» **RECORDS TO PROCESS**:
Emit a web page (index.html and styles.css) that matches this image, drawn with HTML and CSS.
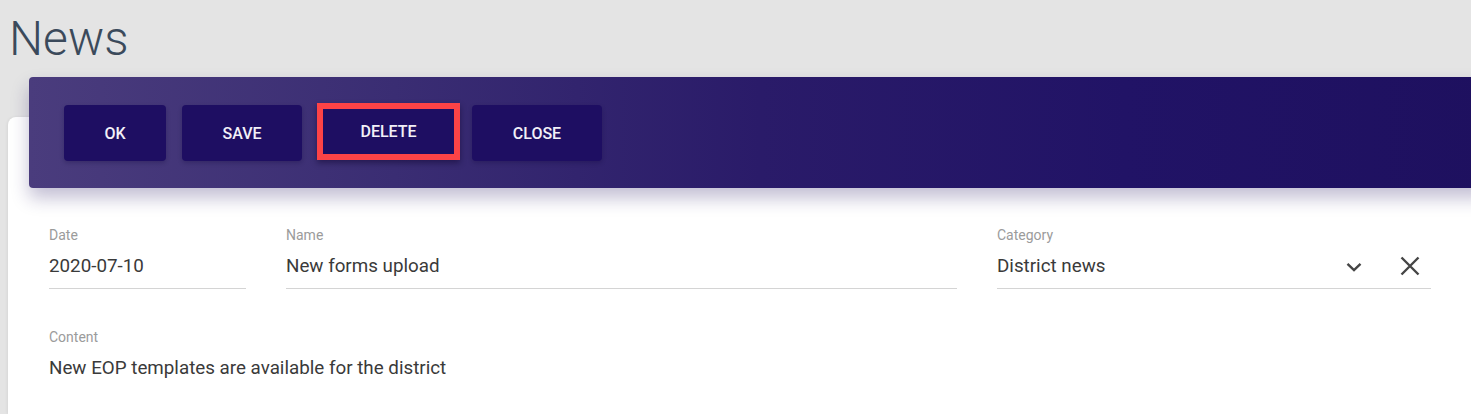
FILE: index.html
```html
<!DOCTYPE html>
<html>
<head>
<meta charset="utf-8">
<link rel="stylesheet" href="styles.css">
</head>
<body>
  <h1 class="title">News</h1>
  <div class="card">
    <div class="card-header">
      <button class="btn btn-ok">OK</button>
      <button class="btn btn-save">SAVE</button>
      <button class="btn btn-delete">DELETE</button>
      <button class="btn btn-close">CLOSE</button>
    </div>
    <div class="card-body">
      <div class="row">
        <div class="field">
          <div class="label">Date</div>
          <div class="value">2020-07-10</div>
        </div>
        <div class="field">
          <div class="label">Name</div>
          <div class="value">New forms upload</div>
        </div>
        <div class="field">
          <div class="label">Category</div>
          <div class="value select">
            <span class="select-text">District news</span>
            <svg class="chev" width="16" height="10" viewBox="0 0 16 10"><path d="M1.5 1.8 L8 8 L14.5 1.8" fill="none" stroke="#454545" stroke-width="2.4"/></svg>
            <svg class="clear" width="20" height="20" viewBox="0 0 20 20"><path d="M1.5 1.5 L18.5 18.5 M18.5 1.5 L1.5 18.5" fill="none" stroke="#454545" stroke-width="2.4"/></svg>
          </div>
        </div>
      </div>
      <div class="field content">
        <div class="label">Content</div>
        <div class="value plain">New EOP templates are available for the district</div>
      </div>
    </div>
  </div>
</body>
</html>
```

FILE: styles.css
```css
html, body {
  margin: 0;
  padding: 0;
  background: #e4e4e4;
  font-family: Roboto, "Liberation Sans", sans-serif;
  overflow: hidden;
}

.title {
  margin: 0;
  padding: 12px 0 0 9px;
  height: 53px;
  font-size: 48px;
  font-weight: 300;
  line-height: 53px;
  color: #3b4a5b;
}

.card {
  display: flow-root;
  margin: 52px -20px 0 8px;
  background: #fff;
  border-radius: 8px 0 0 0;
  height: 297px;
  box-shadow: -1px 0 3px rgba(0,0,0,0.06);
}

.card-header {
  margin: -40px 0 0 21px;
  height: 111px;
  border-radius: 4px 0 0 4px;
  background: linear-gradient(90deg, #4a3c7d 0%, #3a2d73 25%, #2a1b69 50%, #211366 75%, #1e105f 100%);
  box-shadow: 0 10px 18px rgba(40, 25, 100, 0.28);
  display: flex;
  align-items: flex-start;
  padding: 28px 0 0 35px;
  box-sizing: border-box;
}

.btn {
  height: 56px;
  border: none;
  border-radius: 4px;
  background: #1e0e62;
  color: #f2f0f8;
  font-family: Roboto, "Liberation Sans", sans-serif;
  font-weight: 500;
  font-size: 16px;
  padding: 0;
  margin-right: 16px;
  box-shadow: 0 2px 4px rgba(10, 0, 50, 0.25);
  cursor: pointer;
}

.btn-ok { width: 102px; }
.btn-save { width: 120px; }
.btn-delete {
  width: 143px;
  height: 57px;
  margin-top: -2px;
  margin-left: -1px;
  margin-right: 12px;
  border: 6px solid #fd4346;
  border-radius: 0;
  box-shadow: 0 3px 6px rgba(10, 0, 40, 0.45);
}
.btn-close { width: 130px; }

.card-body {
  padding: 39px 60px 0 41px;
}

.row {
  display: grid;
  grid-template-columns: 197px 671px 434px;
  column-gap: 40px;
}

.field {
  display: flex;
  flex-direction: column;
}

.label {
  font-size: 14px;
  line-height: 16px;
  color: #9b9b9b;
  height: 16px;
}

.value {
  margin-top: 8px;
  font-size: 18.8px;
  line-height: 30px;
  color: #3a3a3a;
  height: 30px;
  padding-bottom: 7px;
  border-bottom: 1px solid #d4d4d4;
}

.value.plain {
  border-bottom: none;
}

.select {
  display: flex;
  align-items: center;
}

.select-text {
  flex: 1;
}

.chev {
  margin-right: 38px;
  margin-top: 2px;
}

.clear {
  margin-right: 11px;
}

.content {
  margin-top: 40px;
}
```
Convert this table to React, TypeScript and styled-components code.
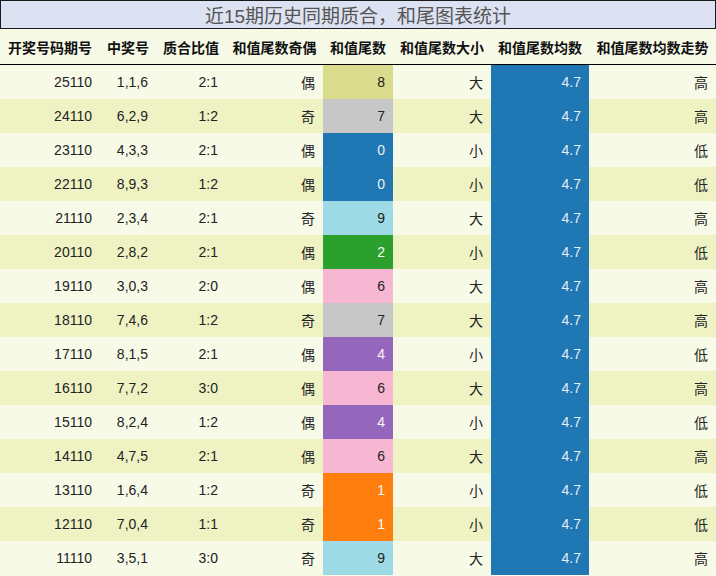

» **PROBLEM DETAILS**: Output the records above exactly as they are, leaving out the pictures.

» **SOLUTION TO THE PROBLEM**:
Emit a web page (index.html and styles.css) that matches this image, drawn with HTML and CSS.
FILE: index.html
```html
<!DOCTYPE html>
<html>
<head>
<meta charset="utf-8">
<link rel="stylesheet" href="styles.css">
</head>
<body>
  <h1 class="title">News</h1>
  <div class="card">
    <div class="card-header">
      <button class="btn btn-ok">OK</button>
      <button class="btn btn-save">SAVE</button>
      <button class="btn btn-delete">DELETE</button>
      <button class="btn btn-close">CLOSE</button>
    </div>
    <div class="card-body">
      <div class="row">
        <div class="field">
          <div class="label">Date</div>
          <div class="value">2020-07-10</div>
        </div>
        <div class="field">
          <div class="label">Name</div>
          <div class="value">New forms upload</div>
        </div>
        <div class="field">
          <div class="label">Category</div>
          <div class="value select">
            <span class="select-text">District news</span>
            <svg class="chev" width="16" height="10" viewBox="0 0 16 10"><path d="M1.5 1.8 L8 8 L14.5 1.8" fill="none" stroke="#454545" stroke-width="2.4"/></svg>
            <svg class="clear" width="20" height="20" viewBox="0 0 20 20"><path d="M1.5 1.5 L18.5 18.5 M18.5 1.5 L1.5 18.5" fill="none" stroke="#454545" stroke-width="2.4"/></svg>
          </div>
        </div>
      </div>
      <div class="field content">
        <div class="label">Content</div>
        <div class="value plain">New EOP templates are available for the district</div>
      </div>
    </div>
  </div>
</body>
</html>
```

FILE: styles.css
```css
html, body {
  margin: 0;
  padding: 0;
  background: #e4e4e4;
  font-family: Roboto, "Liberation Sans", sans-serif;
  overflow: hidden;
}

.title {
  margin: 0;
  padding: 12px 0 0 9px;
  height: 53px;
  font-size: 48px;
  font-weight: 300;
  line-height: 53px;
  color: #3b4a5b;
}

.card {
  display: flow-root;
  margin: 52px -20px 0 8px;
  background: #fff;
  border-radius: 8px 0 0 0;
  height: 297px;
  box-shadow: -1px 0 3px rgba(0,0,0,0.06);
}

.card-header {
  margin: -40px 0 0 21px;
  height: 111px;
  border-radius: 4px 0 0 4px;
  background: linear-gradient(90deg, #4a3c7d 0%, #3a2d73 25%, #2a1b69 50%, #211366 75%, #1e105f 100%);
  box-shadow: 0 10px 18px rgba(40, 25, 100, 0.28);
  display: flex;
  align-items: flex-start;
  padding: 28px 0 0 35px;
  box-sizing: border-box;
}

.btn {
  height: 56px;
  border: none;
  border-radius: 4px;
  background: #1e0e62;
  color: #f2f0f8;
  font-family: Roboto, "Liberation Sans", sans-serif;
  font-weight: 500;
  font-size: 16px;
  padding: 0;
  margin-right: 16px;
  box-shadow: 0 2px 4px rgba(10, 0, 50, 0.25);
  cursor: pointer;
}

.btn-ok { width: 102px; }
.btn-save { width: 120px; }
.btn-delete {
  width: 143px;
  height: 57px;
  margin-top: -2px;
  margin-left: -1px;
  margin-right: 12px;
  border: 6px solid #fd4346;
  border-radius: 0;
  box-shadow: 0 3px 6px rgba(10, 0, 40, 0.45);
}
.btn-close { width: 130px; }

.card-body {
  padding: 39px 60px 0 41px;
}

.row {
  display: grid;
  grid-template-columns: 197px 671px 434px;
  column-gap: 40px;
}

.field {
  display: flex;
  flex-direction: column;
}

.label {
  font-size: 14px;
  line-height: 16px;
  color: #9b9b9b;
  height: 16px;
}

.value {
  margin-top: 8px;
  font-size: 18.8px;
  line-height: 30px;
  color: #3a3a3a;
  height: 30px;
  padding-bottom: 7px;
  border-bottom: 1px solid #d4d4d4;
}

.value.plain {
  border-bottom: none;
}

.select {
  display: flex;
  align-items: center;
}

.select-text {
  flex: 1;
}

.chev {
  margin-right: 38px;
  margin-top: 2px;
}

.clear {
  margin-right: 11px;
}

.content {
  margin-top: 40px;
}
```
Convert this table to React, TypeScript and styled-components code.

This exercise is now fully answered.